I think there needs to be some pretty gloves-off conversations about our differences as a sector behind closed doors
Suzannah Nichol, NSCC
A source close to the UKCG adds: “The CBI Construction Council was set up as no one in construction was getting to government in the way the CBI does. Most major contractors are members of CBI and we would argue that over the last three years the council has been key in upping industry’s attention in communicating with government. Some would argue that CBI isn’t a collective voice as members tend to be main contractors. But there is nothing stopping companies from other sectors joining. We think the CBI Council is a good place to start in terms of building up a collective and consistent voice for construction.”
Although some have high hopes for the CBI Construction Council, others believe the emergence of the council while the Strategic Forum is still in operation is adding to the confusion,says the FMB’s Berry. “It doesn’t help when we have them both presenting themselves as bodies representing industry, but with conflicting pictures.”
The answer, according to Bolsover, is to merge the best elements of both into a new body - a Construction Industry Alliance, ominously abbreviated to CIA. This would play on the Strategic Forum’s ability to hook key players and command an audience with government ministers, while benefitting from being run by an industry chairman, rather than a chief executive, as the CBI is now.
The idea is that this will address the most fundamental problem that any proposal for a “single industry voice” faces: the awkward truth that the industry agrees on very little. As Berry says: “The construction industry is just so big, so varied, it’s impossible for everyone to agree on so many issues. PFI is big for main contractors, but not such an issue for SMEs, for example.”
League of chairmen
Bolsover believes chairmen running the show would help the sector to move past its differences. Chairmen, he says, are “people with experience but who are now slightly removed from the sector”, while chief execs “have a lot to gain or lose from the way industry issues are presented to government”.

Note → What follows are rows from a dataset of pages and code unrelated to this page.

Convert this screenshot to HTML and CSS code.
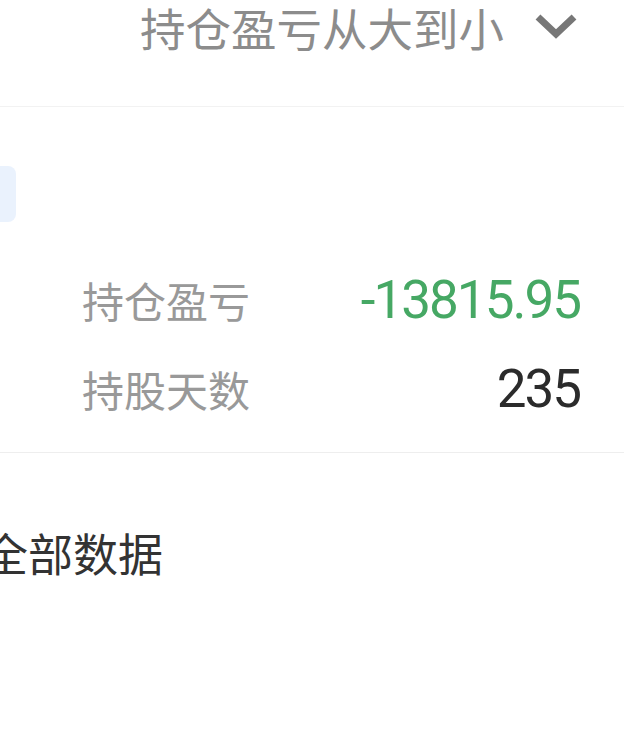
FILE: index.html
```html
<!DOCTYPE html>
<html lang="zh-CN">
<head>
  <meta charset="UTF-8">
  <title>持仓</title>
  <link rel="stylesheet" href="styles.css">
</head>
<body>
  <div class="page">
    <div class="sort-bar">
      <span class="sort-label">持仓盈亏从大到小</span>
      <svg class="chevron" width="44" height="28" viewBox="0 0 44 28">
        <path d="M4 5 L22 22 L40 5" fill="none" stroke="#777" stroke-width="7"/>
      </svg>
    </div>

    <div class="card">
      <div class="tag"></div>
      <div class="stats">
        <div class="stat-row">
          <span class="stat-name">持仓盈亏</span>
          <span class="stat-value loss">-13815.95</span>
        </div>
        <div class="stat-row">
          <span class="stat-name">持股天数</span>
          <span class="stat-value">235</span>
        </div>
      </div>
    </div>

    <div class="all-data">全部数据</div>
  </div>
</body>
</html>
```

FILE: styles.css
```css
* {
  box-sizing: border-box;
}

body {
  margin: 0;
  background: #fff;
  font-family: "Noto Sans CJK SC", "Noto Sans", sans-serif;
  overflow: hidden;
}

.page {
  width: 624px;
}

.sort-bar {
  height: 107px;
  display: flex;
  justify-content: flex-end;
  align-items: flex-start;
  padding: 0 46px 0 0;
  border-bottom: 1px solid #f2f2f2;
}

.sort-label {
  font-size: 45.5px;
  line-height: 54px;
  color: #8c8c8c;
}

.chevron {
  margin: 12px 0 0 30px;
}

.card {
  border-bottom: 1px solid #eeeeee;
  padding: 59px 44px 19px 0;
}

.tag {
  width: 30px;
  height: 56px;
  margin-left: -14px;
  background: #eaf2fd;
  border-radius: 8px;
}

.stats {
  margin-top: 33px;
  padding-left: 82px;
}

.stat-row {
  display: flex;
  justify-content: space-between;
  align-items: center;
  height: 89px;
}

.stat-name {
  font-size: 42px;
  color: #999;
}

.stat-value {
  font-family: Roboto, "Noto Sans", sans-serif;
  font-size: 53px;
  letter-spacing: -2px;
  color: #2b2b2b;
}

.loss {
  color: #46a864;
}

.all-data {
  margin: 67px 0 0 -17px;
  font-size: 45px;
  color: #333;
}
```
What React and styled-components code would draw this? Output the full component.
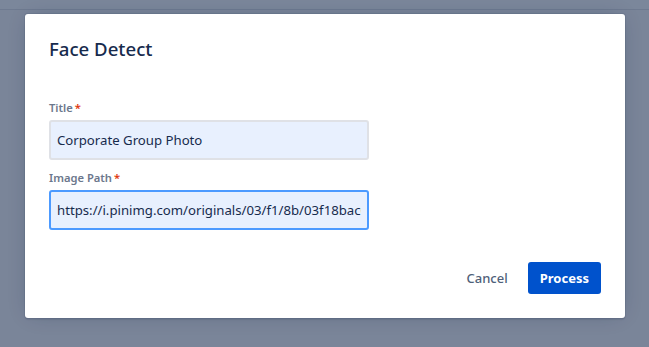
import React from 'react'
import styled, { createGlobalStyle } from 'styled-components'

const GlobalStyle = createGlobalStyle`
  html, body {
    margin: 0;
    padding: 0;
    background: #7a8599;
    font-family: "Noto Sans", "Open Sans", sans-serif;
  }
  * { box-sizing: border-box; }
`

const Page = styled.div`
  width: 649px;
  height: 347px;
  overflow: hidden;
  background: #7a8599;
`

const TopBar = styled.div`
  height: 10px;
  border-bottom: 1px solid #6e7a90;
  background: #7b879b;
`

const Dialog = styled.div`
  width: 600px;
  margin: 4px 0 0 25px;
  background: #ffffff;
  border-radius: 3px;
  box-shadow: 0 0 0 1px rgba(9, 30, 66, 0.08), 0 2px 1px rgba(9, 30, 66, 0.08),
    0 0 20px -6px rgba(9, 30, 66, 0.31);
  display: flex;
  flex-direction: column;
`

const Header = styled.div`
  padding: 23px 24px 0;
`

const Heading = styled.h1`
  margin: 0;
  font-size: 18.6px;
  line-height: 24px;
  font-weight: 500;
  color: #172b4d;
`

const Body = styled.div`
  padding: 39px 24px 0;
  display: flex;
  flex-direction: column;
`

const Field = styled.div`
  display: flex;
  flex-direction: column;
  margin-top: ${(p) => (p.$first ? '0' : '10px')};
`

const Label = styled.label`
  font-size: 11.2px;
  line-height: 16px;
  font-weight: 600;
  color: #6b778c;
  margin-bottom: 4px;
`

const Required = styled.span`
  color: #de350b;
  padding-left: 2px;
`

const Input = styled.input`
  width: 320px;
  height: 40px;
  padding: 0 6px;
  border: 2px solid ${(p) => (p.$focused ? '#4c9aff' : '#dfe1e6')};
  border-radius: 3px;
  background: #e8f0fe;
  color: #172b4d;
  font-family: inherit;
  font-size: 13.2px;
  outline: none;
`

const Footer = styled.div`
  display: flex;
  justify-content: flex-end;
  gap: 8px;
  padding: 32px 24px 24px;
`

const Button = styled.button`
  height: 32px;
  padding: 0 12px;
  border: none;
  border-radius: 3px;
  font-family: inherit;
  font-size: 13px;
  font-weight: ${(p) => (p.$primary ? 700 : 500)};
  background: ${(p) => (p.$primary ? '#0052cc' : 'transparent')};
  color: ${(p) => (p.$primary ? '#ffffff' : '#505f79')};
  cursor: pointer;
`

export default function App() {
  return (
    <Page>
      <GlobalStyle />
      <TopBar />
      <Dialog>
        <Header>
          <Heading>Face Detect</Heading>
        </Header>
        <Body>
          <Field $first>
            <Label>
              Title<Required>*</Required>
            </Label>
            <Input defaultValue="Corporate Group Photo" />
          </Field>
          <Field>
            <Label>
              Image Path<Required>*</Required>
            </Label>
            <Input
              $focused
              defaultValue="https://i.pinimg.com/originals/03/f1/8b/03f18bac0f1cbd2c1e3ed9f7a7f27d2e.jpg"
            />
          </Field>
        </Body>
        <Footer>
          <Button>Cancel</Button>
          <Button $primary>Process</Button>
        </Footer>
      </Dialog>
    </Page>
  )
}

In fact Bolsover envisages something like a network of chairmen. The new group would have a number of sub-divisions feeding in ideas and issues and working groups reporting back on key issues. “We need something like the Strategic Forum,” says Bolsover. “But I do feel it needs to be more of a CIA set-up so that it sits over all other associations, run by a chairman with other bodies feeding in, also run by chairmen.
“Then the overarching body would choose four or five main issues we want to get across to government based on what is being fed in from the other associations. And suddenly we have clarity.”
Bolsover himself says he has no intention of putting himself up for the chairman’s role. “I don’t want the job. I think that’s a good thing as it allows me to lead this plan and help without people thinking I am doing it for the job. The reason I am pushing it forward is that if I drop it, it will be dropped. And we can’t afford for that to happen.”